▶ **What needs to be done**
Your task is to copy each line that has the word "index".

Stored data entries

::::

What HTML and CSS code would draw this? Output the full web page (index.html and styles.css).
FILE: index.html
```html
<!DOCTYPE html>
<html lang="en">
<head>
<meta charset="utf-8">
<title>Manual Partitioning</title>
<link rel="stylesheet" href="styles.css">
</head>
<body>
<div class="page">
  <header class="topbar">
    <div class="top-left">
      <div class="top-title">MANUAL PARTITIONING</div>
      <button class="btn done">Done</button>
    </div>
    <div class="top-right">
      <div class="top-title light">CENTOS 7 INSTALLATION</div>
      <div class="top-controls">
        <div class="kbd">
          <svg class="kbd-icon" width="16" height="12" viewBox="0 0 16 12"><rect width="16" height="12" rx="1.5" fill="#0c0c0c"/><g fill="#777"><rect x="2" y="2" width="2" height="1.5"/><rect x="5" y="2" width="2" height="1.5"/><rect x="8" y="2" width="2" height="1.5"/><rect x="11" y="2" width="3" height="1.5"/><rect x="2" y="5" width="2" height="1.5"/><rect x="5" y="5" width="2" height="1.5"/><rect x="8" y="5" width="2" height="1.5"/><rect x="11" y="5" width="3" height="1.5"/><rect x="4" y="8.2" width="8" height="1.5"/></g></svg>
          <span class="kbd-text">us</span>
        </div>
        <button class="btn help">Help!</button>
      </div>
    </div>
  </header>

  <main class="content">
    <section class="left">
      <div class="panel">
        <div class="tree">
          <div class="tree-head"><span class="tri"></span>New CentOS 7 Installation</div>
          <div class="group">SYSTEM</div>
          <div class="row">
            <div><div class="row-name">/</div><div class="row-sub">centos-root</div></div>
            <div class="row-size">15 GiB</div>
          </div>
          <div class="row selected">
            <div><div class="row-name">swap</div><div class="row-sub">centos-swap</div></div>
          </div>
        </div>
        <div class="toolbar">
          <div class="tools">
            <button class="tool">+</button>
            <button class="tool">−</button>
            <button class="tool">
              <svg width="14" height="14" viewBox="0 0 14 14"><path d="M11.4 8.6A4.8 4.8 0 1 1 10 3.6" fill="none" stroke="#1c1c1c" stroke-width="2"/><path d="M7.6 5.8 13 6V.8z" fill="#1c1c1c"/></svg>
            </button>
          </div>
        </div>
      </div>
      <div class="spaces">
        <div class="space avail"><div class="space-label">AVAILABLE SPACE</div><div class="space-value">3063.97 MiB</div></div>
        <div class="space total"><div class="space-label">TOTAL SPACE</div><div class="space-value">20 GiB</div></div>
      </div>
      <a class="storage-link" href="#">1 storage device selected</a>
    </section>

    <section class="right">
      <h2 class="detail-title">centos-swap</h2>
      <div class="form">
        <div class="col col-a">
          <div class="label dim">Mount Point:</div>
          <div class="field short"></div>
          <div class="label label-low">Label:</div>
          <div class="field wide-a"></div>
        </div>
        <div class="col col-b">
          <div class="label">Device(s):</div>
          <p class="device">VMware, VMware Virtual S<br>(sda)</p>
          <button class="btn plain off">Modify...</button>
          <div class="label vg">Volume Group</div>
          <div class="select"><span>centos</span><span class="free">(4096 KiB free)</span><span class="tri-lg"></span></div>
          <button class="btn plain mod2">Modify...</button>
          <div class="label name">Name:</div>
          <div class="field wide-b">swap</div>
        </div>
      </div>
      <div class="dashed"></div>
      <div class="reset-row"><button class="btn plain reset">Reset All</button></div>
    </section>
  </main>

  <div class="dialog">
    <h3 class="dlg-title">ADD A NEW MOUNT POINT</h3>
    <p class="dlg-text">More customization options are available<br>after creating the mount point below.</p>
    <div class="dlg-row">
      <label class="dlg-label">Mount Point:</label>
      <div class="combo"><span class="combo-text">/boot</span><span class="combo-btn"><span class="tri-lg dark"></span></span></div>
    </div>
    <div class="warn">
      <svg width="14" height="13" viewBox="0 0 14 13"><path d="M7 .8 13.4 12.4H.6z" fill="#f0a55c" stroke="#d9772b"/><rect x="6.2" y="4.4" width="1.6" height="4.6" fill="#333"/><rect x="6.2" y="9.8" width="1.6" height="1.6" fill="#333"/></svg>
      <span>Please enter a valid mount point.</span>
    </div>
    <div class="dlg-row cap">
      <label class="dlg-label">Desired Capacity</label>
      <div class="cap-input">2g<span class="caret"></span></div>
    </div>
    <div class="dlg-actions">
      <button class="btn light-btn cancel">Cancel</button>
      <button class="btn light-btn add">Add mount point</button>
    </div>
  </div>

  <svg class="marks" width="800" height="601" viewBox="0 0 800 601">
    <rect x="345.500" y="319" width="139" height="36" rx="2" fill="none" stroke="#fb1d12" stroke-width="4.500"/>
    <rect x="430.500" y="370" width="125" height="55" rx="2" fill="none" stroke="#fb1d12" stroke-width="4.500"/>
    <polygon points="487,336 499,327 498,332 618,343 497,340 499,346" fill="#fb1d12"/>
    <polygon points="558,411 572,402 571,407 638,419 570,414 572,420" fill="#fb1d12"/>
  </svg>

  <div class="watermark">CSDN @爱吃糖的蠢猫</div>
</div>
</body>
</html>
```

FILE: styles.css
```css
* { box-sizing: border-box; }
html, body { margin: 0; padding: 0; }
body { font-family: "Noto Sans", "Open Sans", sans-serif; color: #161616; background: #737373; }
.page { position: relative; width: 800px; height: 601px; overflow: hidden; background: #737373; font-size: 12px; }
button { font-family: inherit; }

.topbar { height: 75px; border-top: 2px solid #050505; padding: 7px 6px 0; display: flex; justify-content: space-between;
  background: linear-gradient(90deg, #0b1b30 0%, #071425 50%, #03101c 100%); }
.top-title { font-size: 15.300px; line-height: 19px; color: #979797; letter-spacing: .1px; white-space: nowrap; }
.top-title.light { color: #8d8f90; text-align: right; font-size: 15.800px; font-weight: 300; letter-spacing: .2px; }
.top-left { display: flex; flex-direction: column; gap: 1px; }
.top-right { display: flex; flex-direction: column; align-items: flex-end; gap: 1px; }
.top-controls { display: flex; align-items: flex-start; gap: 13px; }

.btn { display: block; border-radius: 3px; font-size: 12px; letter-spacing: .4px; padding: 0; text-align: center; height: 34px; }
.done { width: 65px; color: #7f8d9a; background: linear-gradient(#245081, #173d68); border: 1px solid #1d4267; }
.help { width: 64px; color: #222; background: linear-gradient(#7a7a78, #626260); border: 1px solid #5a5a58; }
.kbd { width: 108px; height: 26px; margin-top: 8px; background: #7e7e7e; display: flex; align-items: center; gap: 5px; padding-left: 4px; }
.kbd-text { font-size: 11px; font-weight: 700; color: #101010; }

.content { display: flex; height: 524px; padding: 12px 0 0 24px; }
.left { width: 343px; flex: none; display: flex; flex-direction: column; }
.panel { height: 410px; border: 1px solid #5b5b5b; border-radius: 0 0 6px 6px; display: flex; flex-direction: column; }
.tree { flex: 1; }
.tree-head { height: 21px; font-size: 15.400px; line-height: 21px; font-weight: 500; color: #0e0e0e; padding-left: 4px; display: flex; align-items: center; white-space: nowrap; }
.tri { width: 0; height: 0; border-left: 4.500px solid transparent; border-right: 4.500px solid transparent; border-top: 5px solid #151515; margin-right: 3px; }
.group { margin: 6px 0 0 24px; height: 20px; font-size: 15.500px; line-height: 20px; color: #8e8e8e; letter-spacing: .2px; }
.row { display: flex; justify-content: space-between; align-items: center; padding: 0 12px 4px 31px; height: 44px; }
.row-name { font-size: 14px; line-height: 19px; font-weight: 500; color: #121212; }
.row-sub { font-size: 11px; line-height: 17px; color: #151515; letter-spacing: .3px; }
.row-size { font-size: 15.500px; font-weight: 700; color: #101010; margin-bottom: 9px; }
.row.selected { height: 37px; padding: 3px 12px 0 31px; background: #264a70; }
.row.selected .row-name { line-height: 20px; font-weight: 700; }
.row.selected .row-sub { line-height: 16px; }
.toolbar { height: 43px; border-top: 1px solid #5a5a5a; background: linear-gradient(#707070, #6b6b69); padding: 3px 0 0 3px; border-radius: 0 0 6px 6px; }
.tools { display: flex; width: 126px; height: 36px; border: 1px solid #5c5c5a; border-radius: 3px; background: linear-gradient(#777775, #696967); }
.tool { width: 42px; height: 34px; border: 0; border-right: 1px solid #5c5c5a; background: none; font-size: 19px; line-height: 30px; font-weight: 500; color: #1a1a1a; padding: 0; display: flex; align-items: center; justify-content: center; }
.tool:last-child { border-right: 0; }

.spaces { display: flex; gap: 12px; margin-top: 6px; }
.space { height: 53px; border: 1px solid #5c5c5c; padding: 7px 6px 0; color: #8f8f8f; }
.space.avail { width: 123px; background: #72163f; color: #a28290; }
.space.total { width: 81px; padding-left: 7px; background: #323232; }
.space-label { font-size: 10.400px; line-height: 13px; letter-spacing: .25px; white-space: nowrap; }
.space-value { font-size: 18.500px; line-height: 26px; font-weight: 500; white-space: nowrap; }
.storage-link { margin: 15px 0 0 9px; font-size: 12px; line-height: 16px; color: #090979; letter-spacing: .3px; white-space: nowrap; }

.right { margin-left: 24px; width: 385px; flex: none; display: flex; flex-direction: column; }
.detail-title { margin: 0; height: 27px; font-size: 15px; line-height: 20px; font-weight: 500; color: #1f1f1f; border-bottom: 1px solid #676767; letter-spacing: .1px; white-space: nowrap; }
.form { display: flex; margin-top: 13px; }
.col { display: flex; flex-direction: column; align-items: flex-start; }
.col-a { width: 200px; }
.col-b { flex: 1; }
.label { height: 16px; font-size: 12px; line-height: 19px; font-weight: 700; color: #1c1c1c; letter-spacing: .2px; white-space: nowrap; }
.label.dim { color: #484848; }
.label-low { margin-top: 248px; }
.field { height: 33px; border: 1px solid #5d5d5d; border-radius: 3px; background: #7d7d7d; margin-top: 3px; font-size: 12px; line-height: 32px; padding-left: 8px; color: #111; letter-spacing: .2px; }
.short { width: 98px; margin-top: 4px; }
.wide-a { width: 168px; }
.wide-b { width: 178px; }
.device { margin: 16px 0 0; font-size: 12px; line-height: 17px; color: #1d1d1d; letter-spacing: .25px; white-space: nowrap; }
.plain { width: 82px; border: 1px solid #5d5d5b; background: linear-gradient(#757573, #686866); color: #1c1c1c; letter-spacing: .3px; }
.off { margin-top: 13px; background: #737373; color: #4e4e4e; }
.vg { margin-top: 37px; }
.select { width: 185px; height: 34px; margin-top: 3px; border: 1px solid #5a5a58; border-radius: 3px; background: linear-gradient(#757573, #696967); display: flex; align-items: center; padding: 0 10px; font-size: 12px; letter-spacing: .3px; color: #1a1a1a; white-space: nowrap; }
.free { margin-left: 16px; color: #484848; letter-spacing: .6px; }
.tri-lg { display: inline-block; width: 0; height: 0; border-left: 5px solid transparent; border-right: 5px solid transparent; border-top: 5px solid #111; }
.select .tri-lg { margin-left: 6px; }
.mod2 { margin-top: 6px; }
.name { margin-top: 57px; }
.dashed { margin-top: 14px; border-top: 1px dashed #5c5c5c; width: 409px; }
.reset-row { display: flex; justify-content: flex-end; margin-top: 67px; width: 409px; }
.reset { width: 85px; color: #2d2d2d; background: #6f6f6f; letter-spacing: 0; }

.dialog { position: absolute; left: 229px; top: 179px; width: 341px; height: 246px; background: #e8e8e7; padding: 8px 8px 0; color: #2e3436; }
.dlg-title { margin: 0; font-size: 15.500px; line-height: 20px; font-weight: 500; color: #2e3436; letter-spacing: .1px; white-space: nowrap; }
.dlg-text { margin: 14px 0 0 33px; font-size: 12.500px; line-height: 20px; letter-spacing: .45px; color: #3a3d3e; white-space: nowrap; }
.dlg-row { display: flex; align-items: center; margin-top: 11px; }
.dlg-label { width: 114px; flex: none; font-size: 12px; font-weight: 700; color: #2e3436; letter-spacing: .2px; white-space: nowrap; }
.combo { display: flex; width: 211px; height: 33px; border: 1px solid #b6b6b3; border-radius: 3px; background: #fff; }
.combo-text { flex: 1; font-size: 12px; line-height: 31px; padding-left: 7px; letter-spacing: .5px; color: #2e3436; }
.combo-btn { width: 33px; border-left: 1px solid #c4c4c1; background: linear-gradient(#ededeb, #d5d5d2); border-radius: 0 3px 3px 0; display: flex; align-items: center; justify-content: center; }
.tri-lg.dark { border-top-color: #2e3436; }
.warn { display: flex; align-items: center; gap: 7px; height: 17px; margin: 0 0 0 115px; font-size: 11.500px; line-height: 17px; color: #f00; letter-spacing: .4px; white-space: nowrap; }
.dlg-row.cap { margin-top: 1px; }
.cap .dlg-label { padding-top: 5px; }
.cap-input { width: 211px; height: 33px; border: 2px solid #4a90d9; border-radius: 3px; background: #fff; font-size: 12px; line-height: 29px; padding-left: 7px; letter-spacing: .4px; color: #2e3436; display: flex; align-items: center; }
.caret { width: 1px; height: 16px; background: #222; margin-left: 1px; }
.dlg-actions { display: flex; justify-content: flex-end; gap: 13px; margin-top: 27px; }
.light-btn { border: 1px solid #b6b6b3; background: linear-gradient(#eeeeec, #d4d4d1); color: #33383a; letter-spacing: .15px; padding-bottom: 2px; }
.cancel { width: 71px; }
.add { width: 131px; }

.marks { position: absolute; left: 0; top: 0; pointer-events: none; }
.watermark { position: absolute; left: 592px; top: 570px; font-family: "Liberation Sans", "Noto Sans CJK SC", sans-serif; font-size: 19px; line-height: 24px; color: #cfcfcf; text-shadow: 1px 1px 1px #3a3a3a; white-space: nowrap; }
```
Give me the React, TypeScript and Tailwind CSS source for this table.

::::

▶ **Exercise solution**
What HTML and CSS code would draw this? Output the full web page (index.html and styles.css).
FILE: index.html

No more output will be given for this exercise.